Mindfulness meditation is a core part of our treatment program, and underlies the application of most skills and strategies. Numerous studies have shown the benefits of mindfulness practice in reducing impulsiveness, improving concentration and attention, reducing stress and improving immune function. Most importantly, for people with addiction, mindfulness has the quality of helping to notice thoughts and urges without reacting to them in destructive ways (such as substance abuse).

Interpersonal Approach

By the time individuals reach substance abuse treatment, their relationships are generally in turmoil. Our program aims at teaching clients interpersonal skills to manage triggers and reduce stress.

Building and repairing relationships is an important part of this treatment program, and exploration of clients attachment style and ways of relating in the groups are focused upon to increase insight and awareness and allow the development of new interpersonal skills. Group programs also provide an excellent environment for participants to practice interpersonal skills and different ways of relating to others.

Respect for the client

An empathic/non-judgmental attitude is held by the therapist in order to foster engagement and establish a working therapeutic relationship in which the client feels respected and understood.
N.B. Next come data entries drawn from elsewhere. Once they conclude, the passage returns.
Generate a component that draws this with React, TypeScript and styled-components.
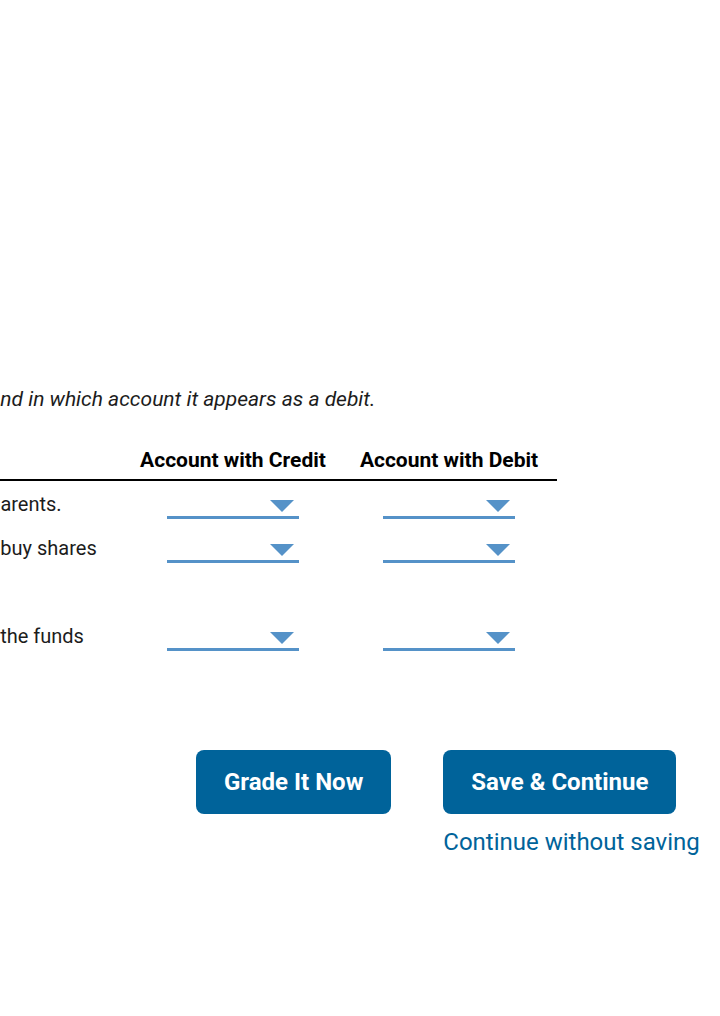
import React from "react";
import styled, { createGlobalStyle } from "styled-components";

const GlobalStyle = createGlobalStyle`
  body {
    margin: 0;
    font-family: Roboto, "Liberation Sans", sans-serif;
    color: #1c1c1c;
    background: #fff;
  }
`;

// the page is scrolled sideways: the left part of the question sits outside the window
const SCROLL_X = 475;
const DESC_WIDTH = SCROLL_X + 125;

const rows = [
  { id: "r1", lines: ["On March 1, Ava borrowed $15,000 in cash from her parents."] },
  {
    id: "r2",
    lines: [
      "Lily used $500 of the cash in the business account to buy shares",
      "of stock in a local",
      "company.",
    ],
  },
  { id: "r3", lines: ["Chloe purchased equipment for $1,500 in cash, using the funds"] },
];

const Viewport = styled.div`
  width: 720px;
  min-height: 1016px;
  overflow: hidden;
`;

const Sheet = styled.div`
  margin-left: -${SCROLL_X}px;
  padding-top: 388px;
`;

const Instruction = styled.p`
  margin: 0 0 31px;
  font-size: 21px;
  line-height: 22px;
  font-style: italic;
  white-space: nowrap;
`;

const Table = styled.div`
  width: max-content;
`;

const Row = styled.div<{ $head?: boolean }>`
  display: grid;
  grid-template-columns: ${DESC_WIDTH}px 216px 216px;
  ${({ $head }) => $head && "border-bottom: 2px solid #000;"}
`;

const HeadCell = styled.div`
  padding: 8px 0;
  font-size: 21px;
  line-height: 22px;
  font-weight: 700;
  color: #000;
  text-align: center;
`;

const DescCell = styled.div`
  padding: 12px 0 10px;
  font-size: 20px;
  line-height: 22px;
  white-space: nowrap;
`;

const SelectCell = styled.div`
  padding-top: 8px;
  display: flex;
  justify-content: center;
`;

const Dropdown = styled.div`
  position: relative;
  width: 132px;
  height: 27px;
  border-bottom: 3px solid #5592c8;
  cursor: pointer;
`;

const Caret = styled.span`
  position: absolute;
  right: 5px;
  bottom: 4px;
  width: 0;
  height: 0;
  border-left: 12.5px solid transparent;
  border-right: 12.5px solid transparent;
  border-top: 12px solid #5592c8;
`;

const ButtonBar = styled.div`
  display: flex;
  gap: 52px;
  align-items: flex-start;
  padding-left: 196px;
  margin-top: 93px;
`;

const ActionButton = styled.button`
  height: 64px;
  padding: 0 28px;
  border: none;
  border-radius: 8px;
  background: #00639a;
  color: #fff;
  font-family: Roboto, "Liberation Sans", sans-serif;
  font-size: 24px;
  font-weight: 700;
  cursor: pointer;
`;

const SaveGroup = styled.div`
  display: flex;
  flex-direction: column;
  align-items: flex-start;
  gap: 14px;
`;

const TextLink = styled.a`
  font-size: 24px;
  line-height: 28px;
  color: #00639a;
  white-space: nowrap;
  text-decoration: none;
  cursor: pointer;
`;

const Select = () => (
  <SelectCell>
    <Dropdown>
      <Caret />
    </Dropdown>
  </SelectCell>
);

export default function App() {
  return (
    <Viewport>
      <GlobalStyle />
      <Sheet>
        <Instruction>
          Indicate the account in which it appears as a credit and in which account it appears as a debit.
        </Instruction>
        <Table>
          <Row $head>
            <HeadCell />
            <HeadCell>Account with Credit</HeadCell>
            <HeadCell>Account with Debit</HeadCell>
          </Row>
          {rows.map((row) => (
            <Row key={row.id}>
              <DescCell>
                {row.lines.map((line, i) => (
                  <React.Fragment key={i}>
                    {i > 0 && <br />}
                    {line}
                  </React.Fragment>
                ))}
              </DescCell>
              <Select />
              <Select />
            </Row>
          ))}
        </Table>
      </Sheet>
      <ButtonBar>
        <ActionButton>Grade It Now</ActionButton>
        <SaveGroup>
          <ActionButton>Save &amp; Continue</ActionButton>
          <TextLink>Continue without saving</TextLink>
        </SaveGroup>
      </ButtonBar>
    </Viewport>
  );
}
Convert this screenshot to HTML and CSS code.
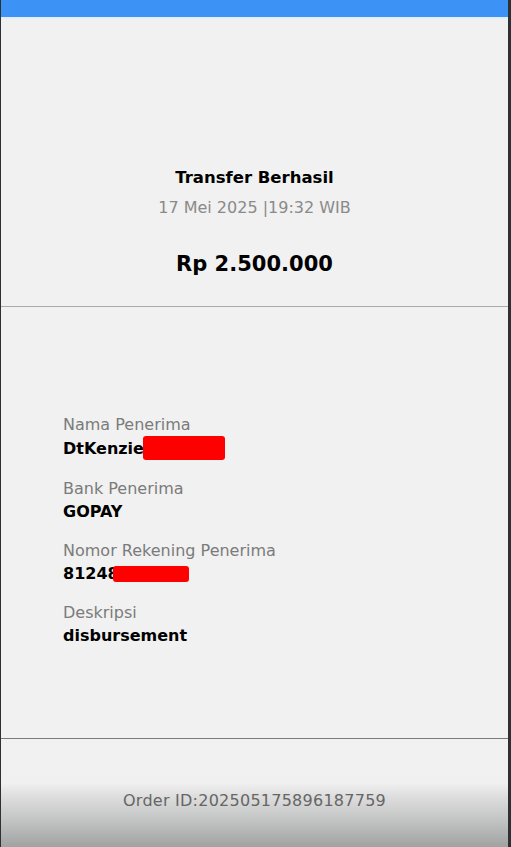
FILE: index.html
```html
<!DOCTYPE html>
<html lang="id">
<head>
<meta charset="utf-8">
<title>Transfer Berhasil</title>
<link rel="stylesheet" href="styles.css">
</head>
<body>
<div class="screen">
  <div class="topbar"></div>
  <section class="summary">
    <div class="title">Transfer Berhasil</div>
    <div class="date">17 Mei 2025 |19:32 WIB</div>
    <div class="amount">Rp 2.500.000</div>
  </section>
  <section class="details">
    <div class="field">
      <div class="label">Nama Penerima</div>
      <div class="value">DtKenzie<span class="redact redact-name"></span></div>
    </div>
    <div class="field">
      <div class="label">Bank Penerima</div>
      <div class="value">GOPAY</div>
    </div>
    <div class="field">
      <div class="label">Nomor Rekening Penerima</div>
      <div class="value">81248<span class="redact redact-acc"></span></div>
    </div>
    <div class="field">
      <div class="label">Deskripsi</div>
      <div class="value">disbursement</div>
    </div>
  </section>
  <footer class="footer">
    <div class="order">Order ID:202505175896187759</div>
  </footer>
</div>
</body>
</html>
```

FILE: styles.css
```css
* { box-sizing: border-box; }
html, body { margin: 0; padding: 0; }
body {
  width: 511px;
  height: 847px;
  overflow: hidden;
  background: #2e3133;
  font-family: "DejaVu Sans", sans-serif;
}
.screen {
  margin-left: 1px;
  width: 507px;
  height: 847px;
  background: #f0f1f0;
  display: flex;
  flex-direction: column;
}
.topbar {
  height: 19px;
  flex: none;
  background: #3d92f5;
  border-bottom: 2px solid #e2eef9;
}
.summary {
  height: 288px;
  flex: none;
  padding-top: 149px;
  text-align: center;
  border-bottom: 1px solid #a9abaa;
}
.title {
  font-size: 16.5px;
  line-height: 20px;
  font-weight: bold;
  color: #000;
}
.date {
  margin-top: 10px;
  font-size: 16px;
  line-height: 20px;
  color: #8a8a8a;
}
.amount {
  margin-top: 34px;
  font-size: 21px;
  line-height: 24px;
  font-weight: bold;
  color: #000;
}
.details {
  height: 432px;
  flex: none;
  padding: 108px 0 0 62px;
  border-bottom: 1px solid #7a7a7a;
  display: flex;
  flex-direction: column;
  gap: 19px;
}
.field {
  display: flex;
  flex-direction: column;
  gap: 3px;
}
.label {
  font-size: 16px;
  line-height: 20px;
  color: #7b7b7b;
}
.value {
  font-size: 16px;
  line-height: 20px;
  font-weight: bold;
  color: #000;
  display: flex;
  align-items: center;
}
.redact {
  display: inline-block;
  background: #fe0000;
  border-radius: 3px;
}
.redact-name {
  width: 82px;
  height: 24px;
  margin-left: -1px;
  margin-top: -2px;
}
.redact-acc {
  width: 76px;
  height: 16px;
  margin-left: -6px;
  margin-top: 0;
}
.footer {
  flex: 1;
  padding-top: 52px;
  text-align: center;
  background: linear-gradient(to bottom, #f0f1f0 0px, #eff0ef 44px, #dcdddc 58px, #c4c5c5 80px, #a2a3a3 107px);
}
.order {
  font-size: 16px;
  line-height: 20px;
  letter-spacing: 0.25px;
  color: #666;
}
```
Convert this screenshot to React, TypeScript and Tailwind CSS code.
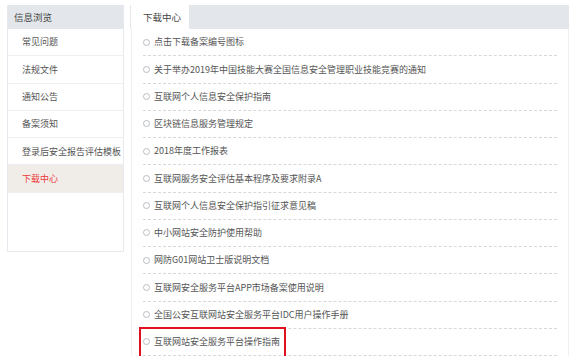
const menu = ['常见问题', '法规文件', '通知公告', '备案须知', '登录后安全报告评估模板', '下载中心']

const files = [
  '点击下载备案编号图标',
  '关于举办2019年中国技能大赛全国信息安全管理职业技能竞赛的通知',
  '互联网个人信息安全保护指南',
  '区块链信息服务管理规定',
  '2018年度工作报表',
  '互联网服务安全评估基本程序及要求附录A',
  '互联网个人信息安全保护指引征求意见稿',
  '中小网站安全防护使用帮助',
  '网防G01网站卫士版说明文档',
  '互联网安全服务平台APP市场备案使用说明',
  '全国公安互联网站安全服务平台IDC用户操作手册',
  '互联网站安全服务平台操作指南',
]

export default function App() {
  return (
    <div className="h-[356px] w-[576px] overflow-hidden bg-white font-['Noto_Sans_CJK_SC','Noto_Sans',sans-serif] text-[9px] text-[#555]">
      <div className="flex items-start gap-[6px] pl-[7px] pt-[5px]">
        <aside className="h-[247px] w-[117px] border border-t-0 border-[#e6eaee] bg-white">
          <div className="flex h-[24px] items-center bg-[#e3e7eb] pl-[6px] text-[9.5px] text-[#444]">信息浏览</div>
          {menu.map((m, i) => (
            <div
              key={m}
              className={
                'flex h-[27.3px] items-center border-b border-[#edf0f2] pl-[14px] ' +
                (i === menu.length - 1 ? 'bg-[#f0ede9] text-[#ee3a3a]' : '')
              }
            >
              {m}
            </div>
          ))}
        </aside>

        <section className="relative w-[439px]">
          <div className="flex h-[24px] bg-[#e3e7eb]">
            <div className="ml-px flex w-[58px] items-center bg-white pl-[12px] text-[9.5px] text-[#444]">下载中心</div>
          </div>
          <div className="ml-px h-[330px] border-x border-[#eef1f4] px-[11px]">
            {files.map((f) => (
              <div key={f} className="flex h-[27.25px] items-center gap-[4px] border-b border-dashed border-[#d6d9dc]">
                <span className="h-[7px] w-[7px] shrink-0 rounded-full border border-[#b9bdc1]" />
                <span>{f}</span>
              </div>
            ))}
          </div>
          <div className="absolute left-[9px] top-[322px] h-[40px] w-[147px] border-2 border-[#e0101e]" />
        </section>
      </div>
    </div>
  )
}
The clinician communicates respect for the client, and supports the person’s self-worth and sense of competence. Strategies used to foster an empathic, respectful approach include reflective listening, a focus on the client’s perception of issues, and a collaborative approach to counselling.

Strengths based approach

The program takes a strengths-based approach by reinforcing and building upon client’s strengths and resources for change. This is facilitated by assisting clients to recall past successful strategies at coping with difficult situations, and commenting on the client’s strengths and successes.

Motivational Approach

Clinicians utilise general strategies that enhance motivation for behavioural change. These include
Pointing out client’s self responsibility for actions
“This is really for you to decide. Nobody can make that decision for you.”
Eliciting motivational statements
“What made you realise that you had a problem? How do you know you are ready for taking this step?”
Exploring ambivalences
“Your drug use worked for you as a way of avoiding conflict in your relationship, but it makes you both extremely uncomfortable.”
Rolling with resistance
“You want to continue drinking because it relaxes you.”